MATERIALS PROVIDED.
▼
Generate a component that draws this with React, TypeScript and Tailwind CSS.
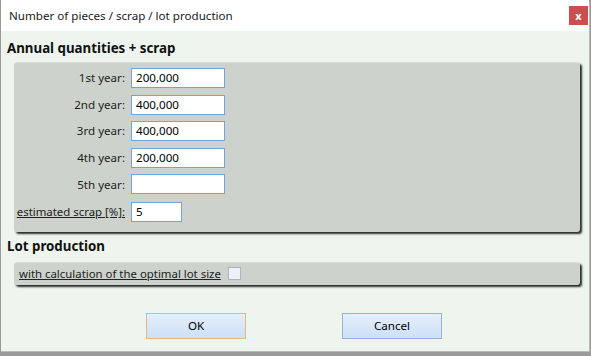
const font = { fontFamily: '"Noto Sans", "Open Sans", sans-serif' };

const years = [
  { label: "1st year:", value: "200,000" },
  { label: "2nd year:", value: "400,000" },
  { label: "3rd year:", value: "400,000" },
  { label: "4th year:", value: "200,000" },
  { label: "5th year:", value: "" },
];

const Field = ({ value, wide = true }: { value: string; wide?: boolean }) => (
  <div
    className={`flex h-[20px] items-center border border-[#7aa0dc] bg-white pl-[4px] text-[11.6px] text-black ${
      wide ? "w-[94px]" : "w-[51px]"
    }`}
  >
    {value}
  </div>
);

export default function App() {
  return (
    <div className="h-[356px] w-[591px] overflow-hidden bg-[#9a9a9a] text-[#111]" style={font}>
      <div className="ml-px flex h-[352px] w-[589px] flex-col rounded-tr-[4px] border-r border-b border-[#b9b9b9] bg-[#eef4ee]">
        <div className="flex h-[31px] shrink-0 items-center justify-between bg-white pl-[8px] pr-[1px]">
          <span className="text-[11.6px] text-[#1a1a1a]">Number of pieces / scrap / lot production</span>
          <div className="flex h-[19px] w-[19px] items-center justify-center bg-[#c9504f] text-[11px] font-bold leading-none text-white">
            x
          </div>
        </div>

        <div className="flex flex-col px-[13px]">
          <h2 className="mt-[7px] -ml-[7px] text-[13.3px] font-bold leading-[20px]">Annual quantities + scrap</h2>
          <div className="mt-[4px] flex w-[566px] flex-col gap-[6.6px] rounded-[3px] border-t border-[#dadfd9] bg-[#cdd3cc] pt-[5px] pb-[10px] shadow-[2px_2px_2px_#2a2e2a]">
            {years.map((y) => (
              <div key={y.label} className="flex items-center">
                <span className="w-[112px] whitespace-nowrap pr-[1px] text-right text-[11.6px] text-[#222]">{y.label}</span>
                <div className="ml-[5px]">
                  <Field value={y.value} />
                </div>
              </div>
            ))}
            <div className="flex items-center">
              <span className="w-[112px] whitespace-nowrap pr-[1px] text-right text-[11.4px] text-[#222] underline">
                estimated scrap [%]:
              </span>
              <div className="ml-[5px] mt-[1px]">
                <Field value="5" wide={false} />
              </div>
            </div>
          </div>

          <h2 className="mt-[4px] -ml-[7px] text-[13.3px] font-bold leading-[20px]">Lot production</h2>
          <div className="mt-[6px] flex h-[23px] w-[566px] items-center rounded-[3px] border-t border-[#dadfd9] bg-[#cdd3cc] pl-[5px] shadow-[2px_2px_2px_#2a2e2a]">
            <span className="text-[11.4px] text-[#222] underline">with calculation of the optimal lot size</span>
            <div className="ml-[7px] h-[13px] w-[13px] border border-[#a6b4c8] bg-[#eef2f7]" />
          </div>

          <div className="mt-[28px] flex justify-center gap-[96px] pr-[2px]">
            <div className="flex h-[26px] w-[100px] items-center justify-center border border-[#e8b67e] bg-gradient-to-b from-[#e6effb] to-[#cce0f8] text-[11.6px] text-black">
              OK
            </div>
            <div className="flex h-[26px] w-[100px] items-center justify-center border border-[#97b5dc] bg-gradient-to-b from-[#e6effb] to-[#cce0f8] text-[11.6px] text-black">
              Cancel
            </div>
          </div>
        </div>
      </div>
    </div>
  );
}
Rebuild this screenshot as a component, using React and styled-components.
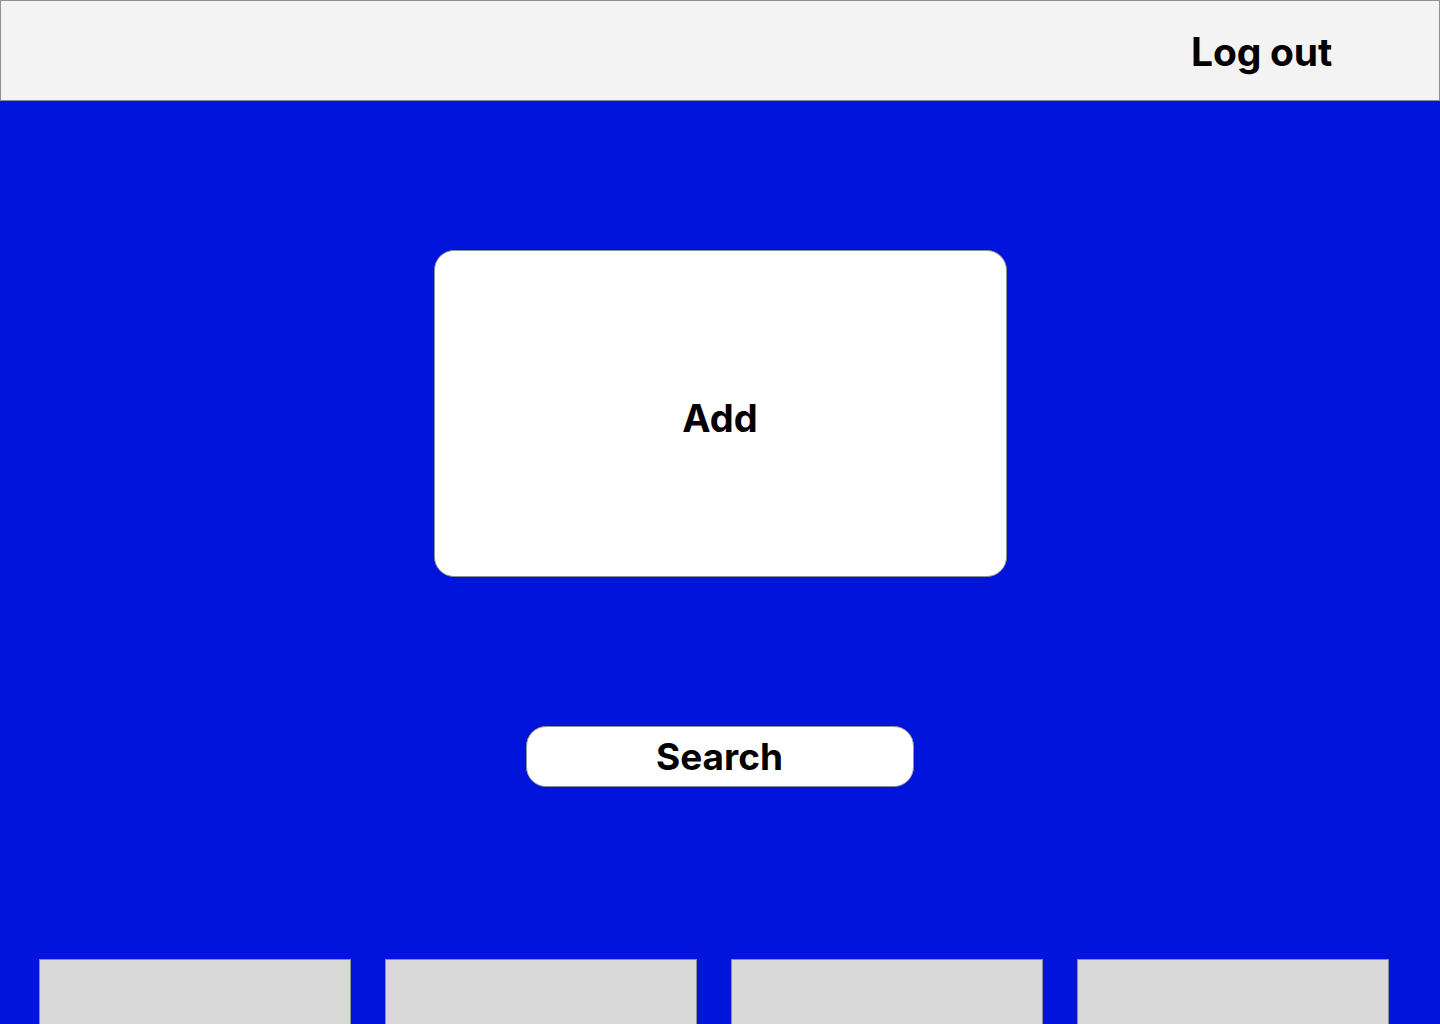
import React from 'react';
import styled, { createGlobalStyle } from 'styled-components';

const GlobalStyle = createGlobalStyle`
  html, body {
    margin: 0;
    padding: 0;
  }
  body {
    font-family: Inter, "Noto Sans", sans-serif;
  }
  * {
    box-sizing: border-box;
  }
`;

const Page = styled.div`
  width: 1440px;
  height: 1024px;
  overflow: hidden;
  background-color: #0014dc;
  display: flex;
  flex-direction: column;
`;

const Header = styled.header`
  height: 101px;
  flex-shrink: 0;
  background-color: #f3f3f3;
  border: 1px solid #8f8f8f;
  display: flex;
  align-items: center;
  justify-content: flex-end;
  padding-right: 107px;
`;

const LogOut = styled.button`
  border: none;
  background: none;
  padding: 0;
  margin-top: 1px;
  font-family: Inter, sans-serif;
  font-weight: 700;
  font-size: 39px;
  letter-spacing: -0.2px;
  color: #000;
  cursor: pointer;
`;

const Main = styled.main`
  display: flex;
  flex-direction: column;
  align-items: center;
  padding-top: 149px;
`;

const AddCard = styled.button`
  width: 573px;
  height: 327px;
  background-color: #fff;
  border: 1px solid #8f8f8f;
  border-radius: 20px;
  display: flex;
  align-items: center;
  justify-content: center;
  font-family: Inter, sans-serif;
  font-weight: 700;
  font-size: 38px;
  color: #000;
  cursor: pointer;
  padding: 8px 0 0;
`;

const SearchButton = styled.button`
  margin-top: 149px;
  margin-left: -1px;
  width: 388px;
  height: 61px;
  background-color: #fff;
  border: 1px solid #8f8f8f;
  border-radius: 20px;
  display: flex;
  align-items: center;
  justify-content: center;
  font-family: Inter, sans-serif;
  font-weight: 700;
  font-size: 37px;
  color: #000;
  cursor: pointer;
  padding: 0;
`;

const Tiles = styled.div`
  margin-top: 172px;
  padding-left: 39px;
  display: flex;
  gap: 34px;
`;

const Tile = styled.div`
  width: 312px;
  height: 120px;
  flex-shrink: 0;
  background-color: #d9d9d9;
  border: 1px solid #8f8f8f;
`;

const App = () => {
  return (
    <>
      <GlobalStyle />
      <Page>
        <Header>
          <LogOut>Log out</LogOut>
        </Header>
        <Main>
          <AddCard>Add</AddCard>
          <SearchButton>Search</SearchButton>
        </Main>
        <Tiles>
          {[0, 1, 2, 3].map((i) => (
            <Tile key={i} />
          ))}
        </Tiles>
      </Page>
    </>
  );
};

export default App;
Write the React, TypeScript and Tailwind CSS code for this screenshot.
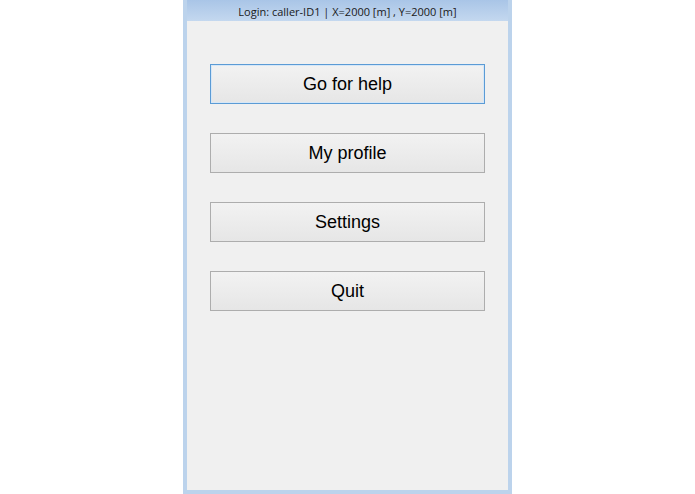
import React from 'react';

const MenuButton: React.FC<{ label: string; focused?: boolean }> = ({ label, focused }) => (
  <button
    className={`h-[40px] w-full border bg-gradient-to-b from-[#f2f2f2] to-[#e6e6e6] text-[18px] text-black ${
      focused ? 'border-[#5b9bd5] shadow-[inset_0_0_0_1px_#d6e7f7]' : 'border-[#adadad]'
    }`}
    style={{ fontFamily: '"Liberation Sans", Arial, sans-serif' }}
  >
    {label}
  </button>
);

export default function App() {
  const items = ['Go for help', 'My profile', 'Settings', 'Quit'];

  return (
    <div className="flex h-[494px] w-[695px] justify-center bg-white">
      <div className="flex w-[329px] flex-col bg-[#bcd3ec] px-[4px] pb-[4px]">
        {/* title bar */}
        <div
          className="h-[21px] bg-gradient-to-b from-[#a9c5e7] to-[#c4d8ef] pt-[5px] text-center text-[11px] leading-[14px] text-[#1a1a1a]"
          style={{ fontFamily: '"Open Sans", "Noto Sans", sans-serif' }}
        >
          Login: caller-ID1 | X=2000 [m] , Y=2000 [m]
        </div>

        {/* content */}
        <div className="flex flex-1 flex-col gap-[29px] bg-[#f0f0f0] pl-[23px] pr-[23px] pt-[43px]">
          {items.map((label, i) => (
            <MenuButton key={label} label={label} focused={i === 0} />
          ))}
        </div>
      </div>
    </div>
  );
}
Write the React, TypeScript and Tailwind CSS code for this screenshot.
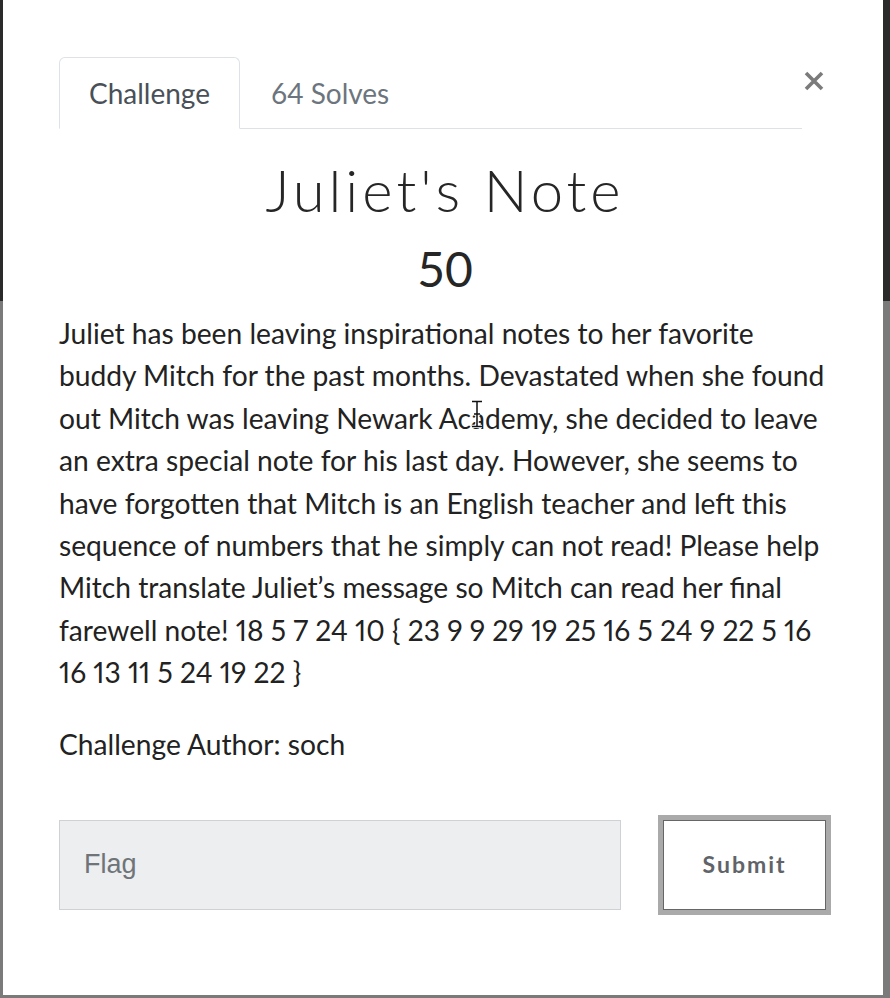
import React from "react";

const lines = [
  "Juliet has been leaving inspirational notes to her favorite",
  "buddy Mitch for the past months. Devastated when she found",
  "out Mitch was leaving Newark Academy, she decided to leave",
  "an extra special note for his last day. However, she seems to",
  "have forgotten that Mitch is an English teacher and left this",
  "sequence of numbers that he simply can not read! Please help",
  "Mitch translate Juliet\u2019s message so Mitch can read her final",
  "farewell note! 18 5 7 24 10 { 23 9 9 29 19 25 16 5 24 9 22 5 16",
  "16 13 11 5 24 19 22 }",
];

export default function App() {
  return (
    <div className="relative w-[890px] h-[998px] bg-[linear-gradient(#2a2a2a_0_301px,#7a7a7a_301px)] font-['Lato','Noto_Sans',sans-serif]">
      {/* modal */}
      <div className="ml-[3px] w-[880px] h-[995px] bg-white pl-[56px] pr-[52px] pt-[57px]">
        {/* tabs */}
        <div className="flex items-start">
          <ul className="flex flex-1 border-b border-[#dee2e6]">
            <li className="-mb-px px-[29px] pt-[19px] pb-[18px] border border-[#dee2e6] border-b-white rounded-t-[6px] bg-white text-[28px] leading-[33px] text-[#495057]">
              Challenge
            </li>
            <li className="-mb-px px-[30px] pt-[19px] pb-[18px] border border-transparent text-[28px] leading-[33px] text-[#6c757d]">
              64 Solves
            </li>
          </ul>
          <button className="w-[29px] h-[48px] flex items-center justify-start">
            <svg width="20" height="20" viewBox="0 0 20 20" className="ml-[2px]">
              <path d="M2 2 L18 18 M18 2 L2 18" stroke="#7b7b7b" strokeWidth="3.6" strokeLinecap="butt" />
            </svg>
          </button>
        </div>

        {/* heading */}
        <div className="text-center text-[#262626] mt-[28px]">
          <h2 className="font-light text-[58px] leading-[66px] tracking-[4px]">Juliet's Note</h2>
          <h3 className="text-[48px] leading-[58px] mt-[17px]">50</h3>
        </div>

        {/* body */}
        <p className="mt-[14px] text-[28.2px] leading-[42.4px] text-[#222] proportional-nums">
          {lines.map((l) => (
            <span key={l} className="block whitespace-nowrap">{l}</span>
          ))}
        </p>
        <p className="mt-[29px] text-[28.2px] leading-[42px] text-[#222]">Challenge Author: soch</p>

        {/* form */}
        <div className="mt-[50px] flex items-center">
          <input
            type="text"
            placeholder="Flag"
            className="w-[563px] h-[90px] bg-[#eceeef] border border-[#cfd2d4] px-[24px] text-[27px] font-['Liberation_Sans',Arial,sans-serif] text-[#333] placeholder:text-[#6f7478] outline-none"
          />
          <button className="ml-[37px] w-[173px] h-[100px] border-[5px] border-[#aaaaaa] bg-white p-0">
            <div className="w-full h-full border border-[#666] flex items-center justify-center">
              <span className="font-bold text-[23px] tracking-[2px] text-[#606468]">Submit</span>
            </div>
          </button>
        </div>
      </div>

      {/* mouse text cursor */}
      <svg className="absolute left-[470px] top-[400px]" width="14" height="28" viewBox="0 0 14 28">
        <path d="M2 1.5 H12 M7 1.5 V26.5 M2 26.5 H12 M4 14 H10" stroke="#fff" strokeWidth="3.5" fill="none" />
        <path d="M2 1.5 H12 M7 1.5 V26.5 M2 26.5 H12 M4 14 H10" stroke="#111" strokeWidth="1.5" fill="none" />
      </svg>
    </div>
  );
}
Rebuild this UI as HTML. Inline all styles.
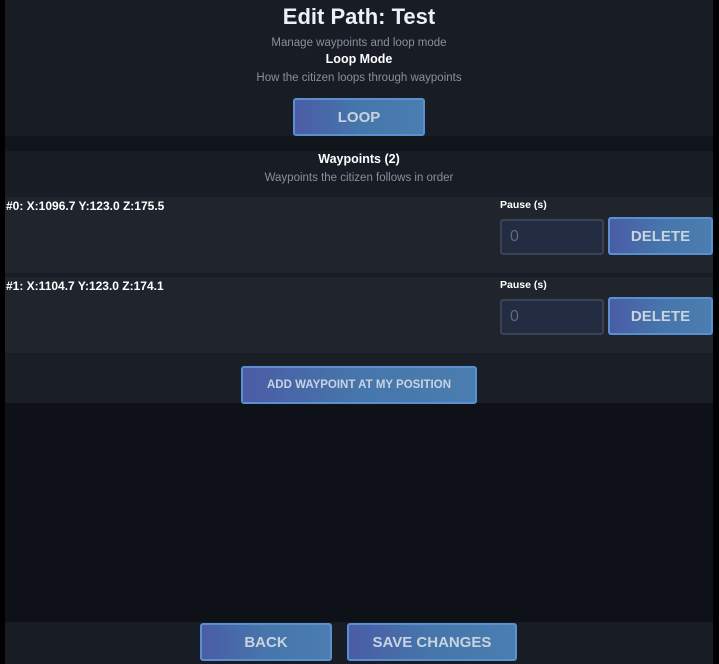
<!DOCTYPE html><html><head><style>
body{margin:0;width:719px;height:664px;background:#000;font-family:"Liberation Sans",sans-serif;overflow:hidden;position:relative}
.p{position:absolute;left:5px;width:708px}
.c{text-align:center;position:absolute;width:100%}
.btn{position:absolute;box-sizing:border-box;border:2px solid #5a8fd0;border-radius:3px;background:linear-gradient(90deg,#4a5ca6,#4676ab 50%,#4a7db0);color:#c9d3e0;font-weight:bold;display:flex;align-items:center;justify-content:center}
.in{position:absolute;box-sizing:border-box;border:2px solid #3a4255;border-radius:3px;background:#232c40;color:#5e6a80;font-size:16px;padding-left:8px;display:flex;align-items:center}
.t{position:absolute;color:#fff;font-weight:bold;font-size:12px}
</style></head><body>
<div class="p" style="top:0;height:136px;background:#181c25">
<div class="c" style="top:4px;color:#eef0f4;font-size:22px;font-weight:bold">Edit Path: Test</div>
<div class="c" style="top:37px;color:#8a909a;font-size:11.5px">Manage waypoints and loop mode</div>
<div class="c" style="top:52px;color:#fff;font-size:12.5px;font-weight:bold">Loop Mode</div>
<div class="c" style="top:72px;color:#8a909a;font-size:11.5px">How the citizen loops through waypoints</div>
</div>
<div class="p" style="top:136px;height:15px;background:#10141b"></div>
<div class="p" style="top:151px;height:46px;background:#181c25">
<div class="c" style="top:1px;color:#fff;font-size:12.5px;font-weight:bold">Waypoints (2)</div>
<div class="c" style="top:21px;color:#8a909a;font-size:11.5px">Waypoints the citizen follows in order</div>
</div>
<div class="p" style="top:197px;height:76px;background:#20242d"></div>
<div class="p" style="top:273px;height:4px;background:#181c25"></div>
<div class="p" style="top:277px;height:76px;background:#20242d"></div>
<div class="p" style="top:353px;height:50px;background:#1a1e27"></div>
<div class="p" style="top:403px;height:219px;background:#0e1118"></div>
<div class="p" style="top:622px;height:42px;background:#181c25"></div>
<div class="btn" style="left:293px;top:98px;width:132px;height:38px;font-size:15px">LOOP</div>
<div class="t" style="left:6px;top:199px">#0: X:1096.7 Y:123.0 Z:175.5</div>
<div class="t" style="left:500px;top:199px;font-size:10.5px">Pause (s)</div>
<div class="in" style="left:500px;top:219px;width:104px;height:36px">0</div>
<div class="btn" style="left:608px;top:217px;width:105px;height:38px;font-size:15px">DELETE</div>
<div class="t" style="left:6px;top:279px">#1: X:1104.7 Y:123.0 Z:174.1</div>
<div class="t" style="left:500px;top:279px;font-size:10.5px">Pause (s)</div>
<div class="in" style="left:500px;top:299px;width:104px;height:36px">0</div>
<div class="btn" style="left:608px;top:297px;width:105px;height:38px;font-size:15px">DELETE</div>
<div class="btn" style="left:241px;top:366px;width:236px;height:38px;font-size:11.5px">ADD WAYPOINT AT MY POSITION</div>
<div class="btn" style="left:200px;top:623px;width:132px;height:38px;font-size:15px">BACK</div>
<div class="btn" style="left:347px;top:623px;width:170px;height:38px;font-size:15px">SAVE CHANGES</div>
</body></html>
▲
Using the material above, copy every line in which the string "styled" occurs.

TASK RESPONSE.
Rebuild this screenshot as a component, using React and styled-components.
import styled, { createGlobalStyle } from 'styled-components';
const Page = styled.div`
const Header = styled.header`
const LogOut = styled.button`
const Main = styled.main`
const AddCard = styled.button`
const SearchButton = styled.button`
const Tiles = styled.div`
const Tile = styled.div`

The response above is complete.